Cargos are unloaded from a container ship at the container terminal of the Lianyungang Port in East China's Jiangsu province, on Jan 14, 2021. (Photo / Xinhua)
The Regional Comprehensive Economic Partnership agreement, which will take effect on Saturday, is expected to significantly boost the regional and global economies and offer lessons for international cooperation.
"The RCEP is a huge, potentially powerful agreement among rich and poor countries that complements each other's strengths," Peter Petri, a professor of international finance at Brandeis University in the United States, told China Daily.

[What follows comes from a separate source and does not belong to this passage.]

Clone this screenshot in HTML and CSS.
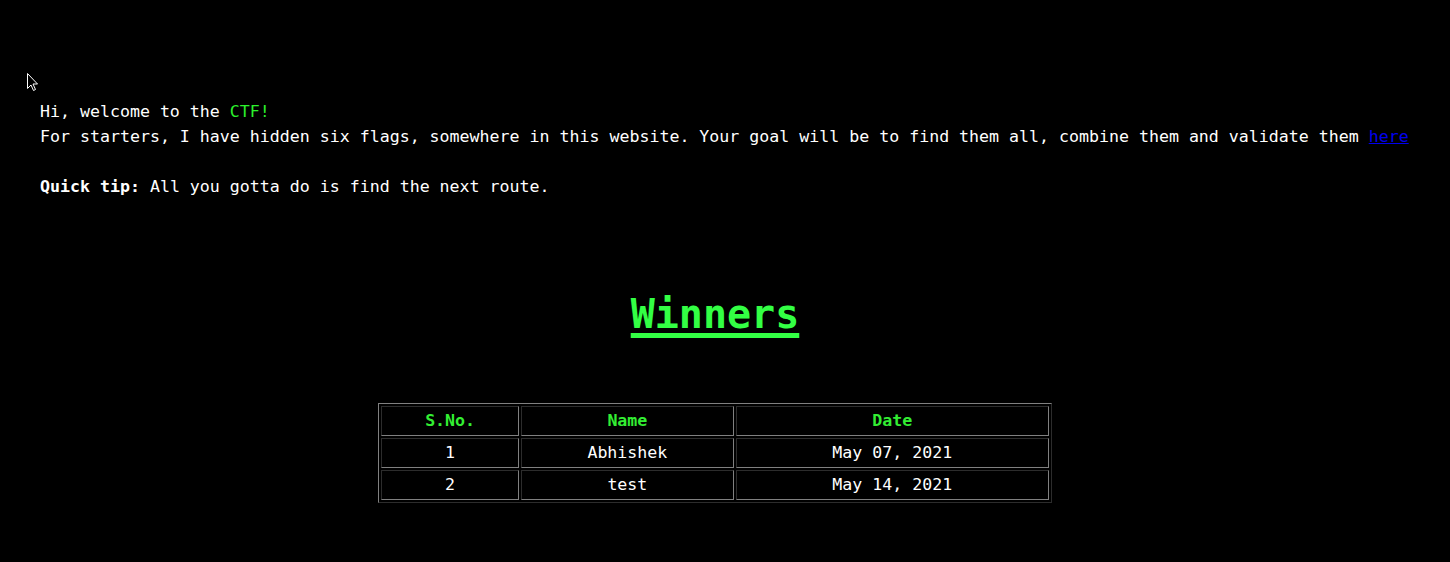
FILE: index.html
```html
<!DOCTYPE html>
<html>
<head>
<meta charset="utf-8">
<link rel="stylesheet" href="styles.css">
</head>
<body>
<svg class="cursor" width="12" height="19" viewBox="0 0 12 19"><path d="M0.5 0.5 L0.5 15.5 L4 12 L6.5 17.5 L8.5 16.5 L6 11 L10.5 11 Z" fill="#000" stroke="#fff" stroke-width="1"/></svg>
<main class="page">
  <p class="intro">Hi, welcome to the <span class="green">CTF!</span><br>For starters, I have hidden six flags, somewhere in this website. Your goal will be to find them all, combine them and validate them <a href="#" class="link">here</a><br><br><b>Quick tip:</b> All you gotta do is find the next route.</p>
  <section class="winners-section">
    <h1 class="title">Winners</h1>
    <div class="table-wrap">
      <table class="winners">
        <thead>
          <tr><th class="c1">S.No.</th><th class="c2">Name</th><th class="c3">Date</th></tr>
        </thead>
        <tbody>
          <tr><td>1</td><td>Abhishek</td><td>May 07, 2021</td></tr>
          <tr><td>2</td><td>test</td><td>May 14, 2021</td></tr>
        </tbody>
      </table>
    </div>
  </section>
</main>
</body>
</html>
```
FILE: styles.css
```css
html, body {
  margin: 0;
  background: #000;
}
body {
  color: #fff;
  font-family: "DejaVu Sans Mono", "Liberation Mono", monospace;
  font-size: 16.6px;
  position: relative;
  height: 562px;
  overflow: hidden;
}
.cursor {
  position: absolute;
  left: 27px;
  top: 73px;
}
.page {
  padding: 99px 40px 0 40px;
}
.intro {
  margin: 0;
  line-height: 25px;
  white-space: nowrap;
}
.green {
  color: #2cf22c;
}
.link {
  color: #0000ee;
}
.winners-section {
  margin-right: 20px;
}
.title {
  margin: 87px 0 0 0;
  text-align: center;
  color: #33ff44;
  font-size: 40px;
  line-height: 56px;
  text-decoration: underline;
  text-decoration-thickness: 5px;
  text-underline-offset: 5px;
}
.table-wrap {
  display: flex;
  justify-content: center;
  margin-top: 61px;
}
.winners {
  border: 1px outset #808080;
  border-spacing: 2px;
  width: 674px;
}
.winners th, .winners td {
  border: 1px inset #808080;
  text-align: center;
  height: 28px;
  padding: 0;
  line-height: 28px;
}
.winners th {
  color: #33ee33;
  font-weight: bold;
}
.c1 { width: 136px; }
.c2 { width: 210px; }
.c3 { width: 311px; }
```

Signed in November last year by 15 Asia-Pacific economies－all 10 member states of the Association of Southeast Asian Nations, China, Japan, South Korea, Australia and New Zealand－the agreement has created the world's largest free trade bloc that accounts for about one-third of the global population and gross domestic product
"For example, it has favorable rules for parts and components trade, and these could help developing members benefit from partnering with more advanced countries, making the region a haven for some of the world's most efficient supply chains," he said.
"If its potential is realized, the RCEP would create larger markets and innovative, affordable products for the world economy," he added.
Signed in November last year by 15 Asia-Pacific economies－all 10 member states of the Association of Southeast Asian Nations, China, Japan, South Korea, Australia and New Zealand－the agreement has created the world's largest free trade bloc that accounts for about one-third of the global population and gross domestic product.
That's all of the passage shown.